Jason Zwara, NACSA’s director of strategic partnerships says it quite explicitly: "’School choice for school choice's sake’ is completely misguided...social justice and equity are the GOAL not some political tactic.”
KIPP, one of the largest operators of charter schools, abandoned its original motto, “Work hard, be nice” because it did not “dismantle systemic racism.”
Another large charter management organization, Democracy Prep, declares beneath the headline “#BlackLivesMatter” that “The Democracy Prep community stands in solidarity with all social justice movements. … We will continue to engage in these painful but necessary conversations about structural inequity, community empowerment, and racial identity to prepare our scholars to be the next generation of changemakers (sic).”

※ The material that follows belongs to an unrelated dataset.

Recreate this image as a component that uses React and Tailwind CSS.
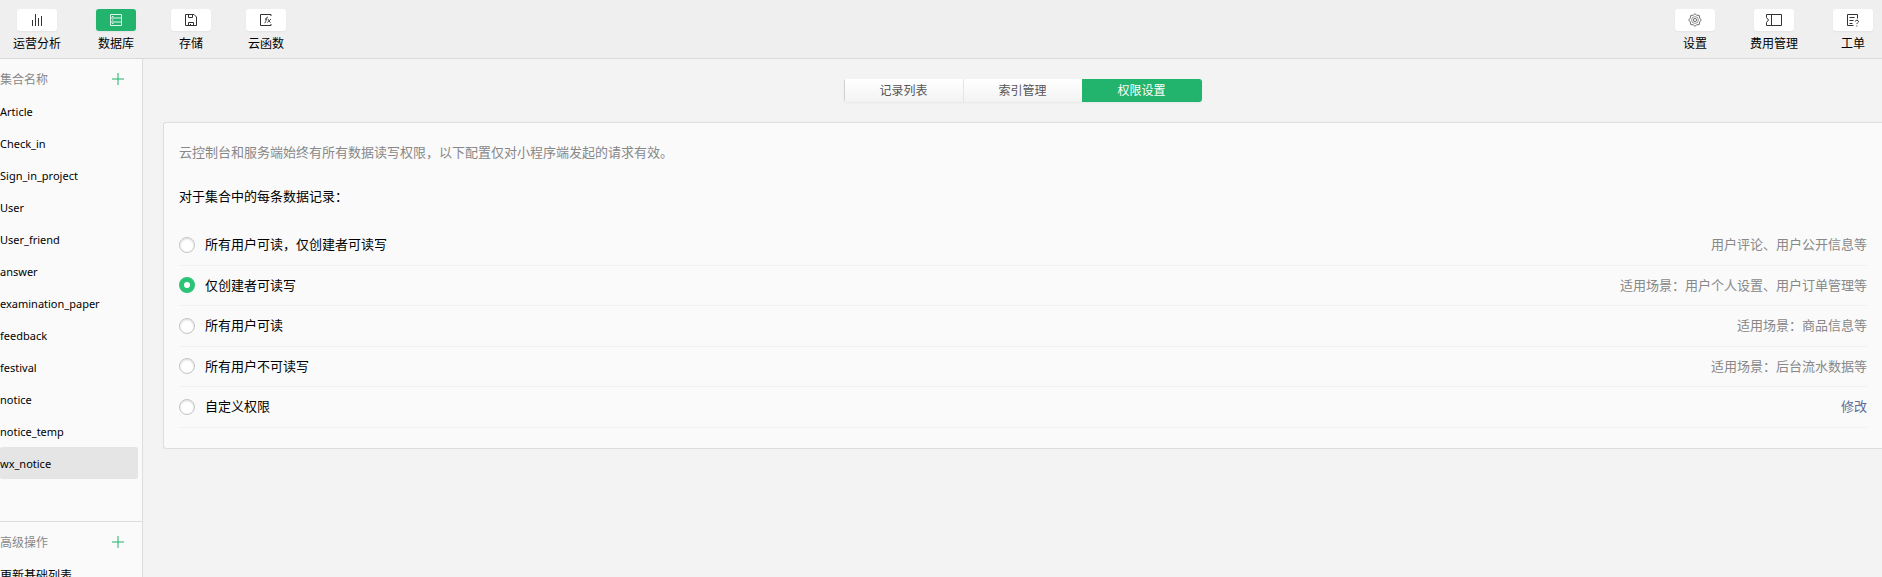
import { useState } from 'react';

const collections = [
  'Article',
  'Check_in',
  'Sign_in_project',
  'User',
  'User_friend',
  'answer',
  'examination_paper',
  'feedback',
  'festival',
  'notice',
  'notice_temp',
  'wx_notice',
];

const permissions = [
  { id: 'read-all', label: '所有用户可读，仅创建者可读写', hint: '用户评论、用户公开信息等' },
  { id: 'creator', label: '仅创建者可读写', hint: '适用场景：用户个人设置、用户订单管理等' },
  { id: 'read-only', label: '所有用户可读', hint: '适用场景：商品信息等' },
  { id: 'none', label: '所有用户不可读写', hint: '适用场景：后台流水数据等' },
  { id: 'custom', label: '自定义权限', action: '修改' },
];

function ChartIcon() {
  return (
    <svg width="12" height="12" viewBox="0 0 12 12" fill="none" stroke="currentColor" aria-hidden="true">
      <path d="M1.5 6V12M4.5 0V12M7.5 4V12M10.5 2V12" />
    </svg>
  );
}

function DatabaseIcon() {
  return (
    <svg width="12" height="12" viewBox="0 0 12 12" fill="none" stroke="currentColor" aria-hidden="true">
      <path d="M.5.5h11v11H.5z" opacity=".85" />
      <path d="M1 4h10M1 8h10" strokeWidth="1.5" opacity=".6" />
      <path d="M2 2.500h1.500M2 6h1.500M2 9.500h1.500" opacity=".8" />
    </svg>
  );
}

function SaveIcon() {
  return (
    <svg width="12" height="12" viewBox="0 0 12 12" fill="none" stroke="currentColor" aria-hidden="true">
      <path d="M.5.5h8.500l2.500 2.500v8.500H.5zM3.500.5v3h4v-3M3.500 11.500v-3h5v3M5.500 10v1.500" />
    </svg>
  );
}

function FunctionIcon() {
  return (
    <svg width="12" height="12" viewBox="0 0 12 12" fill="none" stroke="currentColor" aria-hidden="true">
      <path d="M11 2V.5H.5v11H11V10" />
      <path
        d="M8 3.300c-1-.4-1.500.1-1.700 1.200L5.700 7.700c-.2.900-.5 1.200-1.200 1M5 5h2.300M7.800 5.200c1.300 0 1.200 3.300 2.700 3.300M11 5 7.300 8.500"
        strokeWidth=".9"
      />
    </svg>
  );
}

function GearIcon() {
  return (
    <svg width="14" height="14" viewBox="0 0 14 14" fill="none" stroke="currentColor" strokeWidth=".7" aria-hidden="true">
      <path d="M7 .7 8.700 2.200 11.200 2.400 11.700 5.100 13.300 7 11.700 8.900 11.200 11.600 8.700 11.800 7 13.300 5.300 11.800 2.800 11.600 2.300 8.900 .7 7 2.300 5.100 2.800 2.400 5.300 2.200Z" />
      <circle cx="7" cy="7" r="3.400" opacity=".7" />
      <circle cx="7" cy="7" r="1.600" />
    </svg>
  );
}

function TicketIcon() {
  return (
    <svg width="16" height="12" viewBox="0 0 16 12" fill="none" stroke="currentColor" aria-hidden="true">
      <path d="M.5 3.500V.5h15v11H.5v-3L2.500 6ZM5.500.5v11" />
    </svg>
  );
}

function OrderIcon() {
  return (
    <svg width="12" height="13" viewBox="0 0 12 13" fill="none" stroke="currentColor" aria-hidden="true">
      <path d="M10.500 4.500V.5H.5v11h6M2.500 3.500h5M2.500 6.500h4M2.500 9.500h3" />
      <path d="M8.300 7.500c0-1.700 3.200-1.700 3.200 0 0 1.200-1.600 1.200-1.600 2.600M9.900 11.500v1" />
    </svg>
  );
}

const mainNav = [
  { label: '运营分析', icon: ChartIcon },
  { label: '数据库', icon: DatabaseIcon, active: true },
  { label: '存储', icon: SaveIcon },
  { label: '云函数', icon: FunctionIcon },
];

const sideNav = [
  { label: '设置', icon: GearIcon },
  { label: '费用管理', icon: TicketIcon },
  { label: '工单', icon: OrderIcon },
];

function NavButton({ label, icon: Icon, active }) {
  return (
    <button className="flex flex-col items-center gap-[5px] text-xs leading-4 text-black">
      <span
        className={`flex h-[22px] w-10 items-center justify-center rounded-[3px] shadow-xs ${
          active ? 'bg-[#22b46c] text-white' : 'bg-white text-[#333]'
        }`}
      >
        <Icon />
      </span>
      {label}
    </button>
  );
}

function SectionTitle({ title }) {
  return (
    <div className="flex h-9 items-center justify-between pt-1 pr-[18px] text-[#888]">
      <h2 className="pt-px">{title}</h2>
      <button className="text-[#22b46c]" aria-label={`添加${title}`}>
        <svg width="12" height="12" viewBox="0 0 12 12" stroke="currentColor" strokeWidth="2" aria-hidden="true">
          <path d="M6 0v12" opacity=".5" />
          <path d="M0 6h12" opacity=".5" />
        </svg>
      </button>
    </div>
  );
}

export default function App() {
  const [selected, setSelected] = useState('wx_notice');
  const [permission, setPermission] = useState('creator');

  return (
    <div className="flex h-screen flex-col overflow-hidden bg-[#f3f3f3] font-['Noto_Sans','Noto_Sans_CJK_SC',sans-serif] text-xs text-black">
      <header className="flex shrink-0 justify-between border-b border-[#d9d9d9] bg-[#efefef] pt-[9px] pr-[9px] pb-[6px] pl-[13px]">
        <nav className="flex gap-[35px]">
          {mainNav.map((item) => (
            <NavButton key={item.label} {...item} />
          ))}
        </nav>
        <nav className="flex gap-[35px]">
          {sideNav.map((item) => (
            <NavButton key={item.label} {...item} />
          ))}
        </nav>
      </header>

      <div className="flex min-h-0 flex-1">
        <aside className="w-[143px] shrink-0 overflow-hidden border-r border-[#dedede] bg-[#fafafa]">
          <section className="border-b border-[#dedede] pb-[42px]">
            <SectionTitle title="集合名称" />
            <ul className="pr-1">
              {collections.map((name) => (
                <li key={name}>
                  <button
                    onClick={() => setSelected(name)}
                    className={`block h-8 w-full rounded-[2px] pt-[3px] text-left text-[11px] ${
                      selected === name ? 'bg-[#e5e5e5]' : ''
                    }`}
                  >
                    {name}
                  </button>
                </li>
              ))}
            </ul>
          </section>
          <section>
            <SectionTitle title="高级操作" />
            <button className="block h-8 w-full pt-[3px] text-left">更新基础列表</button>
          </section>
        </aside>

        <main className="min-w-0 flex-1 py-5 pl-5">
          <div className="mx-auto mb-5 flex h-[23px] w-[358px] overflow-hidden rounded-[3px] text-[#555] shadow-xs">
            <button className="w-[119px] border-l border-[#d0d0d0] bg-linear-to-b from-white to-[#f3f3f3] pt-px">
              记录列表
            </button>
            <button className="w-[119px] border-l border-[#e5e5e5] bg-linear-to-b from-white to-[#f3f3f3] pt-px">
              索引管理
            </button>
            <button className="w-[120px] bg-[#22b46c] pt-px text-white">权限设置</button>
          </div>

          <section className="rounded-l-[3px] border border-r-0 border-[#dedede] bg-[#fafafa] px-[15px] pt-[19px] pb-5 text-[13px]">
            <p className="leading-5 text-[#888]">
              云控制台和服务端始终有所有数据读写权限，以下配置仅对小程序端发起的请求有效。
            </p>
            <p className="mt-6 leading-5">对于集合中的每条数据记录：</p>
            <ul className="mt-[19px] leading-normal">
              {permissions.map(({ id, label, hint, action }) => (
                <li key={id} className="flex items-center justify-between border-b border-[#f0f0f0] py-[10px]">
                  <label className="flex items-center gap-[10px]">
                    <input
                      type="radio"
                      name="permission"
                      checked={permission === id}
                      onChange={() => setPermission(id)}
                      className="size-4 appearance-none rounded-full border border-[#c4c4c4] bg-white shadow-[inset_0_1px_2px_rgba(0,0,0,0.15)] checked:border-5 checked:border-[#2bc477] checked:shadow-none"
                    />
                    {label}
                  </label>
                  {hint && <span className="text-[#888]">{hint}</span>}
                  {action && (
                    <a href="#" className="text-[#5b6b95]">
                      {action}
                    </a>
                  )}
                </li>
              ))}
            </ul>
          </section>
        </main>
      </div>
    </div>
  );
}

The Walton Family Foundation is one of the largest funders of charter schools. Its grants often determine which charter schools can obtain a building and keep their doors open. The foundation recently conducted a strategic review in which it committed to “prioritizing diversity, equity and inclusion in the grants the foundation makes.”

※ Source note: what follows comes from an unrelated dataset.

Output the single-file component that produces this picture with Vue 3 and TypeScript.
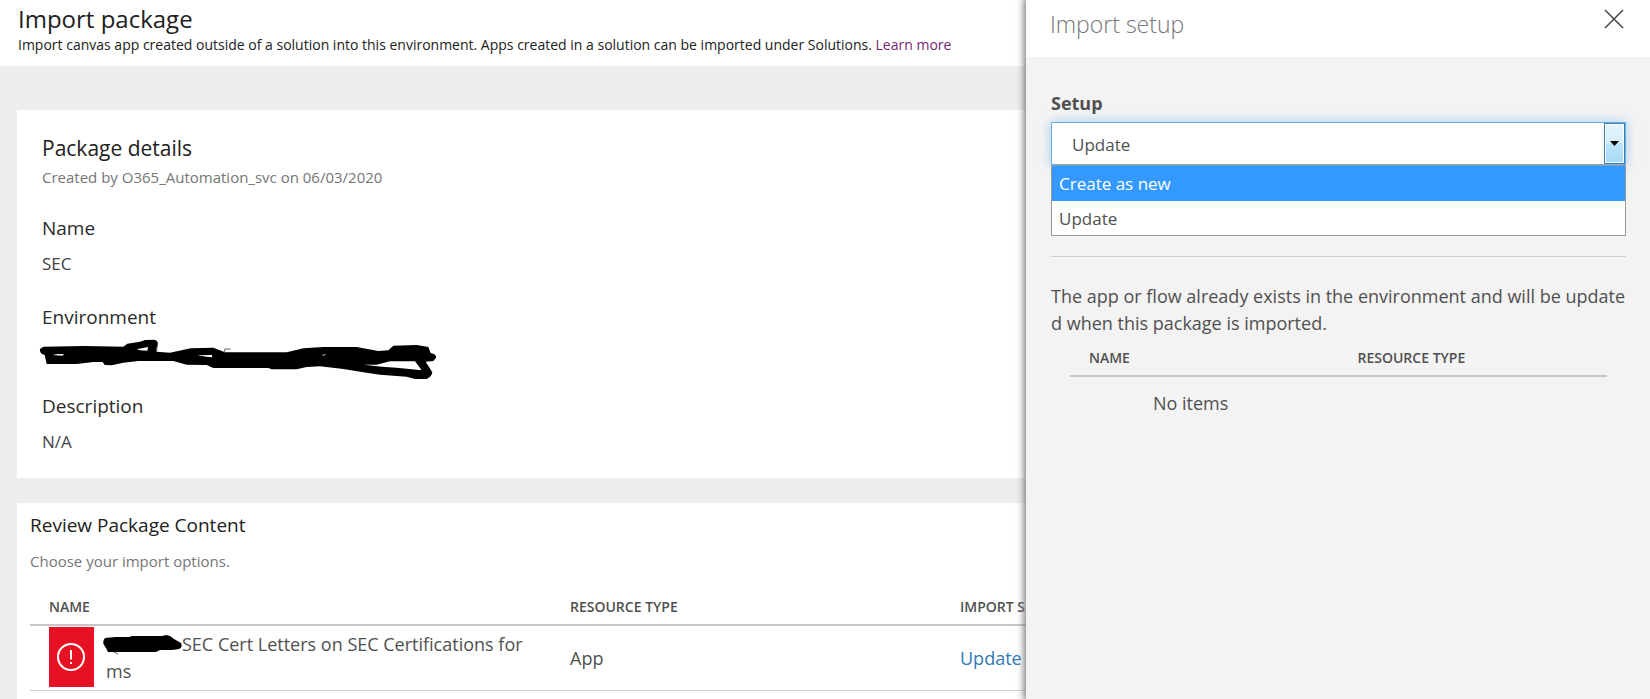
<script setup lang="ts">
import { ref } from 'vue'

interface PackageItem {
  name: string
  type: string
  action: string
}

const items: PackageItem[] = [
  { name: 'SEC Cert Letters on SEC Certifications forms', type: 'App', action: 'Update' },
]
const options = ['Create as new', 'Update']
const selected = ref('Update')
const highlighted = ref(0)

function choose(index: number) {
  highlighted.value = index
  selected.value = options[index]
}
</script>

<template>
  <div class="page">
    <header class="top">
      <h1>Import package</h1>
      <p>
        Import canvas app created outside of a solution into this environment. Apps created in a
        solution can be imported under Solutions. <a href="#learn">Learn more</a>
      </p>
    </header>

    <main class="content">
      <section class="card details">
        <h2>Package details</h2>
        <p class="meta">Created by O365_Automation_svc on 06/03/2020</p>
        <dl>
          <dt>Name</dt>
          <dd>SEC</dd>
          <dt>Environment</dt>
          <dd>
            <svg class="scribble" viewBox="0 0 1260 180" aria-label="Hidden environment name">
              <path d="M40 47L165 45L280 47L292 38L330 32L345 27L372 26Q386 28 383 42L380 62L420 65L482 52L550 50L585 64L770 64L820 52L880 48L980 48L1045 60L1075 58L1090 44L1160 42L1195 48L1202 66Q1220 70 1218 80L1210 90L1187 92L1207 124Q1206 136 1190 144L1155 144L1130 137L1050 131L1000 124L940 114L870 106L830 108L800 115L725 115L715 111L550 111L530 102L470 101L430 90L325 90L280 95L245 103L224 102L218 93L190 93L140 99L50 99L44 72Q28 68 30 54Z" />
              <path class="gap" d="M320 55L354 48L352 59L330 58ZM502 73L546 72L546 79L530 77ZM68 72L82 69L102 70L98 74ZM876 72L890 69L880 74ZM1002 101L1040 101L1080 91L1155 91L1175 118L1100 110L1055 107Z" />
              <path class="hint" d="M584 64V54H602M380 48V62" />
            </svg>
          </dd>
          <dt>Description</dt>
          <dd>N/A</dd>
        </dl>
      </section>

      <section class="card review">
        <h3>Review Package Content</h3>
        <p class="meta">Choose your import options.</p>
        <table class="grid">
          <thead>
            <tr>
              <th class="c-name">Name</th>
              <th class="c-type">Resource type</th>
              <th>Import setup</th>
            </tr>
          </thead>
          <tbody>
            <tr v-for="item in items" :key="item.name">
              <td>
                <div class="item">
                  <span class="alert">
                    <svg viewBox="0 0 30 30" width="30" height="30" aria-label="Action needed">
                      <circle cx="15" cy="15" r="13" />
                      <path d="M15 8V17.500M15 20V22" />
                    </svg>
                  </span>
                  <span class="item-name"><svg class="strike" viewBox="0 0 80 18" aria-label="Hidden prefix"><path d="M3 3L14 2L27 2L30 1L60 1L64 0L68 1L72 4L79 8Q81 12 77 14L70 15L58 15L54 17L6 17L4 13Q-1 7 3 3Z" /><path class="tail" d="M12 17L16 19" /></svg>{{ item.name }}</span>
                </div>
              </td>
              <td>{{ item.type }}</td>
              <td><a href="#setup">{{ item.action }}</a></td>
            </tr>
          </tbody>
        </table>
      </section>
    </main>

    <aside class="panel">
      <div class="panel-head">
        <h2>Import setup</h2>
        <button type="button" class="close" aria-label="Close">
          <svg viewBox="0 0 20 20" width="20" height="20"><path d="M1 1L19 19M19 1L1 19" /></svg>
        </button>
      </div>
      <div class="panel-body">
        <label for="setup">Setup</label>
        <div class="combo">
          <select id="setup" v-model="selected">
            <option v-for="o in options" :key="o">{{ o }}</option>
          </select>
          <span class="drop" aria-hidden="true">
            <svg viewBox="0 0 9 5" width="9" height="5"><path d="M0 0H9L4.500 5Z" /></svg>
          </span>
          <ul class="list" role="listbox" aria-label="Setup options">
            <li
              v-for="(o, i) in options"
              :key="o"
              role="option"
              :aria-selected="i === highlighted"
              :class="{ active: i === highlighted }"
              @click="choose(i)"
            >
              {{ o }}
            </li>
          </ul>
        </div>
        <hr />
        <p class="note">
          The app or flow already exists in the environment and will be update<br />d when this
          package is imported.
        </p>
        <table class="grid small">
          <thead>
            <tr>
              <th class="half">Name</th>
              <th>Resource type</th>
            </tr>
          </thead>
          <tbody>
            <tr>
              <td colspan="2" class="empty">No items</td>
            </tr>
          </tbody>
        </table>
      </div>
    </aside>
  </div>
</template>

<style>
html,
body {
  margin: 0;
  height: 100%;
  overflow: hidden;
}
</style>

<style scoped>
* {
  box-sizing: border-box;
}
.page {
  position: relative;
  height: 100vh;
  overflow: hidden;
  background: #eee;
  color: #505050;
  font-family: 'Segoe UI', 'Open Sans', 'Noto Sans', sans-serif;
  font-size: 18px;
  line-height: 27px;
}
h1,
h2,
h3,
p,
dl,
dd,
ul {
  margin: 0;
  padding: 0;
  font-weight: 400;
}
.top {
  height: 66px;
  padding: 3px 18px 0;
  background: #fff;
  color: #212121;
}
.top h1 {
  font-size: 24px;
  line-height: 32px;
}
.top p {
  font-size: 14px;
  line-height: 20px;
  white-space: nowrap;
}
.top a {
  color: #742774;
  text-decoration: none;
}
.content {
  display: flex;
  flex-direction: column;
  gap: 25px;
  padding: 44px 17px 0;
}
.card {
  background: #fff;
}
.details {
  padding: 22px 25px;
}
.details h2 {
  color: #212121;
  font-size: 21px;
  line-height: 32px;
}
.meta {
  color: #767676;
  font-size: 15px;
}
dt {
  margin-top: 26px;
  color: #2b2b2b;
  font-size: 19px;
  line-height: 27px;
}
.meta + dl dt:first-child {
  margin-top: 24px;
}
dd {
  height: 36px;
  padding-top: 8px;
  color: #444;
  font-size: 17px;
}
.scribble {
  display: block;
  width: 420px;
  height: 60px;
  margin: -8px 0 0 -12px;
}
.gap {
  fill: #fff;
}
.hint {
  fill: none;
  stroke: #667;
  stroke-width: 3;
}
.review {
  padding: 9px 13px 20px;
}
.review h3 {
  color: #212121;
  font-size: 19px;
}
.review .meta {
  margin-top: 9px;
}
.grid {
  width: 100%;
  border-collapse: collapse;
  table-layout: fixed;
}
.grid th {
  height: 36px;
  padding: 0 19px;
  border-bottom: 2px solid #c6c6c6;
  color: #505050;
  font-size: 14px;
  font-weight: 600;
  line-height: 20px;
  text-align: left;
  text-transform: uppercase;
}
.grid td {
  padding: 0 19px;
  border-bottom: 1px solid #d0d0d0;
}
.review .grid {
  margin-top: 14px;
}
.c-name {
  width: 521px;
}
.c-type {
  width: 390px;
}
.grid a {
  color: #337ab7;
  text-decoration: none;
}
.item {
  display: flex;
  align-items: center;
  gap: 12px;
  height: 64px;
}
.alert {
  display: flex;
  flex: none;
  align-items: center;
  justify-content: center;
  width: 45px;
  height: 60px;
  margin-bottom: 2px;
  padding-right: 2px;
  background: #e81123;
}
.alert svg {
  fill: none;
  stroke: #fff;
  stroke-width: 2;
}
.item-name {
  padding-right: 4px;
  word-break: break-all;
}
.strike {
  width: 80px;
  height: 18px;
  margin-left: -4px;
  overflow: visible;
  vertical-align: -2px;
}
.tail {
  stroke: #555;
}
.panel {
  position: absolute;
  top: 0;
  right: 0;
  bottom: 0;
  width: 624px;
  background: #f3f3f3;
  box-shadow: 0 0 7px 2px #777;
}
.panel-head {
  display: flex;
  justify-content: space-between;
  height: 57px;
  padding: 8px 26px 0 24px;
  background: #fff;
}
.panel-head h2 {
  color: #767676;
  font-size: 23px;
  font-weight: 300;
  line-height: 32px;
}
.close {
  width: 20px;
  height: 20px;
  margin: 1px 0 0;
  padding: 0;
  border: 0;
  background: none;
}
.close svg {
  display: block;
  fill: none;
  stroke: #444;
  stroke-width: 1.500;
}
.panel-body {
  padding: 33px 24px 0 25px;
}
label {
  display: block;
  height: 32px;
  font-weight: 700;
}
.combo {
  position: relative;
  height: 43px;
  font-size: 17px;
}
select {
  width: 100%;
  height: 43px;
  padding: 2px 20px 0;
  border: 1px solid #66afe9;
  border-radius: 0;
  outline: none;
  background: #fff;
  color: #505050;
  font: inherit;
  appearance: none;
  box-shadow: 0 0 10px rgba(102, 175, 233, 0.6);
}
.drop {
  position: absolute;
  top: 1px;
  right: 1px;
  bottom: 1px;
  display: flex;
  align-items: center;
  justify-content: center;
  width: 21px;
  border: 1px solid #3c7fb1;
  background: linear-gradient(#e3f4fc, #d6eefb 48%, #bde6fd 50%, #a7d9f5);
  box-shadow: inset 0 0 0 1px #fff;
  pointer-events: none;
}
.list {
  position: absolute;
  top: 43px;
  right: 0;
  left: 0;
  height: 71px;
  border: 1px solid #999;
  background: #fff;
  list-style: none;
}
.list li {
  height: 35px;
  padding-left: 7px;
  line-height: 36px;
}
.list .active {
  background: #3399ff;
  color: #fff;
}
hr {
  margin: 91px 0 0;
  border: 0;
  border-top: 1px solid #d0d0d0;
}
.note {
  margin-top: 26px;
  white-space: nowrap;
}
.grid.small {
  width: auto;
  min-width: 537px;
  margin: 3px 19px 0;
}
.half {
  width: 50%;
}
.grid .empty {
  padding: 13px 83px;
  border: 0;
}
</style>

Some families prefer schools that inculcate students with these progressive values, and those options should be available to them. But the Woke Duopoly that is forming provides few or no options for families who would prefer a different set of priorities. Rather than replacing the old monopolistic system with a Woke Duopoly, those who support empowering families to raise and educate their own children with their preferred values should push for a deregulated system of choice that offers a diverse set of options, including traditional public schools, charter schools, and private schools offering a variety of approaches.